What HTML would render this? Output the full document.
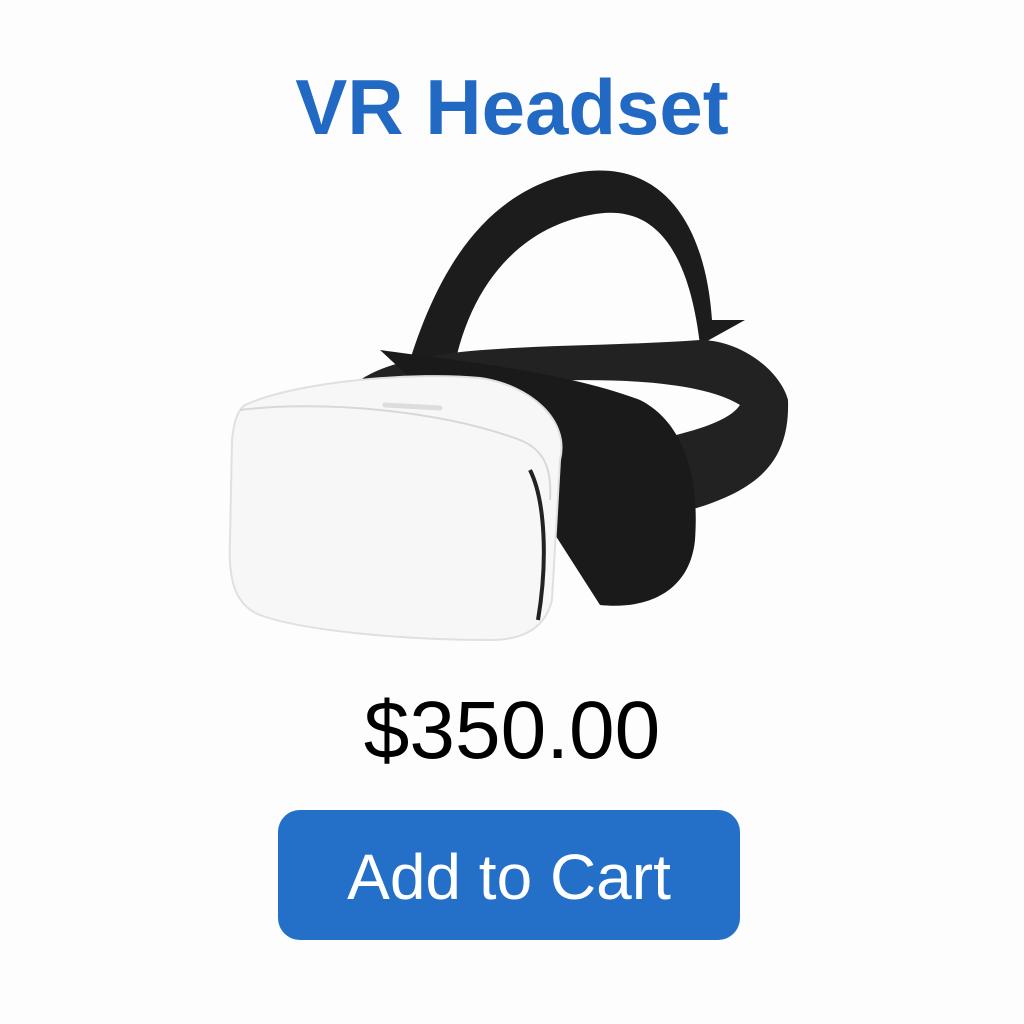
<!DOCTYPE html>
<html><head><meta charset="utf-8"><style>
html,body{margin:0;padding:0;background:#fdfdfd;width:1024px;height:1024px;overflow:hidden;font-family:"Liberation Sans",sans-serif}
.t{position:absolute;left:0;width:1024px;text-align:center}
#title{top:62px;font-size:78px;color:#2269c4;font-weight:bold;letter-spacing:0px}
#price{top:684px;font-size:82px;color:#000}
#btn{position:absolute;left:278px;top:810px;width:462px;height:130px;background:#2470c8;border-radius:22px;color:#fff;font-size:64px;text-align:center;line-height:134px}
svg{position:absolute;left:0;top:0}
</style></head><body>
<div class="t" id="title">VR Headset</div>
<svg width="1024" height="1024" viewBox="0 0 1024 1024">
  <path d="M400 395 C430 280 480 190 580 172 C660 160 705 220 712 320 L745 320 L700 345 C690 260 660 200 590 215 C510 230 460 300 450 395 Z" fill="#1c1c1c"/>
  <path d="M360 380 C420 340 560 350 700 340 C740 340 780 370 788 400 C790 460 760 490 690 510 L660 520 L655 440 C700 430 730 420 740 405 C700 380 600 375 480 385 Z" fill="#222"/>
  <path d="M380 350 C450 360 560 370 640 400 C680 420 700 470 695 540 C690 590 650 610 600 605 L520 480 Z" fill="#1a1a1a"/>
  <path d="M245 405 C300 380 420 372 480 378 C530 385 570 420 560 460 L552 600 C545 630 520 640 490 640 C400 640 300 630 260 615 C235 605 228 580 230 540 L232 440 C234 420 238 410 245 405 Z" fill="#f7f7f7" stroke="#e0e0e0" stroke-width="2"/>
  <path d="M240 410 C320 400 440 410 520 440 C545 450 552 470 550 500" fill="none" stroke="#d8d8d8" stroke-width="2"/>
  <path d="M530 470 C545 500 548 560 538 620" fill="none" stroke="#222" stroke-width="4"/>
  <path d="M385 405 L440 408" stroke="#ddd" stroke-width="5" stroke-linecap="round"/>
</svg>
<div class="t" id="price">$350.00</div>
<div id="btn">Add to Cart</div>
</body></html>
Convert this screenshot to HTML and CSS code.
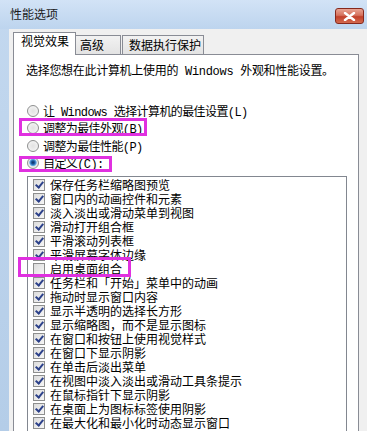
FILE: index.html
```html
<!DOCTYPE html>
<html lang="zh-CN">
<head>
    <meta charset="UTF-8">
    <link rel="stylesheet" href="styles.css">
    <title>性能选项</title>
</head>
<body>
    <div class="titlebar">
        <span class="title">性能选项</span>
        <div class="close">
            <svg width="13" height="9" viewBox="0 0 13 9"><path d="M2 1 L11 8 M11 1 L2 8" stroke="#fff" stroke-width="2.4" stroke-linecap="round"/></svg>
        </div>
    </div>

    <div class="client">
        <div class="tabs">
            <div class="tab active">视觉效果</div>
            <div class="tab tab-adv">高级</div>
            <div class="tab tab-dep">数据执行保护</div>
        </div>

        <div class="panel">
            <p class="desc">选择您想在此计算机上使用的 Windows 外观和性能设置。</p>

            <div class="radios">
                <div class="opt"><span class="radio"></span>让 Windows 选择计算机的最佳设置(L)</div>
                <div class="opt"><span class="radio"></span>调整为最佳外观(B)</div>
                <div class="opt"><span class="radio"></span>调整为最佳性能(P)</div>
                <div class="opt"><span class="radio on"></span>自定义(C):</div>
            </div>

            <div class="list">
                <div class="item"><span class="check on"></span>保存任务栏缩略图预览</div>
                <div class="item"><span class="check on"></span>窗口内的动画控件和元素</div>
                <div class="item"><span class="check on"></span>淡入淡出或滑动菜单到视图</div>
                <div class="item"><span class="check on"></span>滑动打开组合框</div>
                <div class="item"><span class="check on"></span>平滑滚动列表框</div>
                <div class="item"><span class="check on"></span>平滑屏幕字体边缘</div>
                <div class="item"><span class="check"></span>启用桌面组合</div>
                <div class="item"><span class="check on"></span>任务栏和「开始」菜单中的动画</div>
                <div class="item"><span class="check on"></span>拖动时显示窗口内容</div>
                <div class="item"><span class="check on"></span>显示半透明的选择长方形</div>
                <div class="item"><span class="check on"></span>显示缩略图，而不是显示图标</div>
                <div class="item"><span class="check on"></span>在窗口和按钮上使用视觉样式</div>
                <div class="item"><span class="check on"></span>在窗口下显示阴影</div>
                <div class="item"><span class="check on"></span>在单击后淡出菜单</div>
                <div class="item"><span class="check on"></span>在视图中淡入淡出或滑动工具条提示</div>
                <div class="item"><span class="check on"></span>在鼠标指针下显示阴影</div>
                <div class="item"><span class="check on"></span>在桌面上为图标标签使用阴影</div>
                <div class="item"><span class="check on"></span>在最大化和最小化时动态显示窗口</div>
            </div>

            <!-- annotation boxes -->
            <div class="mark mark-best"></div>
            <div class="mark mark-custom"></div>
            <div class="mark mark-compose"></div>
        </div>
    </div>
</body>
</html>
```

FILE: styles.css
```css
body {
    margin: 0;
    width: 367px;
    height: 431px;
    overflow: hidden;
    background: linear-gradient(to bottom, #c3d8ef, #b4cde8);
    font-family: "Liberation Mono", "Noto Sans CJK SC", monospace;
    font-size: 12px;
    color: #000;
}

.titlebar {
    height: 29px;
    display: flex;
    justify-content: space-between;
    align-items: flex-start;
    background: linear-gradient(to bottom, #d2e3f6, #bdd4ee);
}

.title {
    padding: 9px 0 0 10px;
    line-height: 14px;
    color: #1b1b1b;
}

.close {
    width: 29px;
    height: 16px;
    margin: 8px 3px 0 0;
    box-sizing: border-box;
    border: 1px solid #86281c;
    border-radius: 3px;
    background: linear-gradient(to bottom, #e9a493 0%, #d5715d 45%, #c2402a 55%, #d36a4f 100%);
    display: flex;
    align-items: center;
    justify-content: center;
}

.client {
    margin-left: 9px;
    height: 402px;
    background: #f0f0f0;
    padding: 3px 0 0 4px;
    box-sizing: border-box;
}

.tabs {
    display: flex;
    align-items: flex-start;
    height: 23px;
    position: relative;
    z-index: 1;
    margin-bottom: -1px;
}

.tab {
    box-sizing: border-box;
    border: 1px solid #898c95;
    border-bottom: none;
    line-height: 14px;
    margin-top: 3px;
    height: 19px;
    padding-top: 4px;
    background: linear-gradient(to bottom, #f2f2f2, #e3e3e3);
    white-space: nowrap;
}

.tab.active {
    margin-top: 0;
    height: 23px;
    width: 63px;
    padding: 3px 0 0 7px;
    background: #fff;
}

.tab-adv {
    width: 45px;
    padding-left: 4px;
    border-left: none;
}

.tab-dep {
    width: 82px;
    padding-left: 6px;
    margin-left: 1px;
}

.panel {
    position: relative;
    width: 346px;
    height: 400px;
    box-sizing: border-box;
    background: #fff;
    border: 1px solid #898c95;
    padding: 10px 0 0 12px;
}

.desc {
    margin: 0;
    line-height: 14px;
    letter-spacing: -0.3px;
}

.radios {
    margin-top: 23px;
}

.opt {
    display: flex;
    align-items: center;
    height: 17.5px;
    white-space: nowrap;
    letter-spacing: -0.6px;
}

.radio {
    width: 12px;
    height: 12px;
    box-sizing: border-box;
    margin: 0 4px 0 1px;
    border-radius: 50%;
    border: 1px solid #8e8f8f;
    background: radial-gradient(circle at 50% 50%, #e2e2e2 0%, #ececec 45%, #f8f8f8 100%);
}

.radio.on {
    background: radial-gradient(circle at 50% 45%, #0c2c5a 0%, #1f5ea8 25%, #6fb2ea 45%, #e8e8e8 55%, #f8f8f8 100%);
}

.list {
    margin: 4px 0 0 1px;
    width: 320px;
    height: 260px;
    box-sizing: border-box;
    border: 1px solid #828790;
    padding: 1px 0 0 5px;
}

.item {
    display: flex;
    align-items: center;
    height: 14px;
    white-space: nowrap;
}

.check {
    position: relative;
    width: 12px;
    height: 12px;
    box-sizing: border-box;
    margin-right: 5px;
    border: 1px solid #8e8f8f;
    background: linear-gradient(135deg, #dcdcdc, #f6f6f6);
}

.check.on::after {
    content: "";
    position: absolute;
    left: 3px;
    top: 0px;
    width: 3px;
    height: 6px;
    border-right: 2px solid #2c418a;
    border-bottom: 2px solid #2c418a;
    transform: rotate(40deg);
}

.mark {
    position: absolute;
    box-sizing: border-box;
    border: 3px solid #e030e0;
}

.mark-best {
    left: 5px;
    top: 63px;
    width: 128px;
    height: 18px;
}

.mark-custom {
    left: 5px;
    top: 101px;
    width: 93px;
    height: 16px;
}

.mark-compose {
    left: 4px;
    top: 202px;
    width: 113px;
    height: 20px;
}
```
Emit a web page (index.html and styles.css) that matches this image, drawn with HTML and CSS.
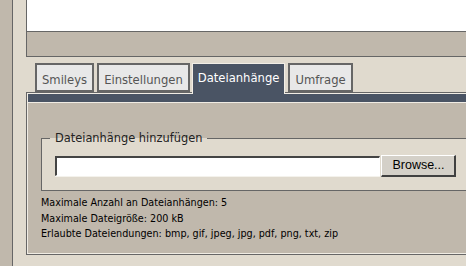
* * * *
### What the task requires
Which lines hold the string "index"? Copy all of them from the data above.

### Output below
FILE: index.html
    z-index: 1;
Emit a web page (index.html and styles.css) that matches this image, drawn with HTML and CSS.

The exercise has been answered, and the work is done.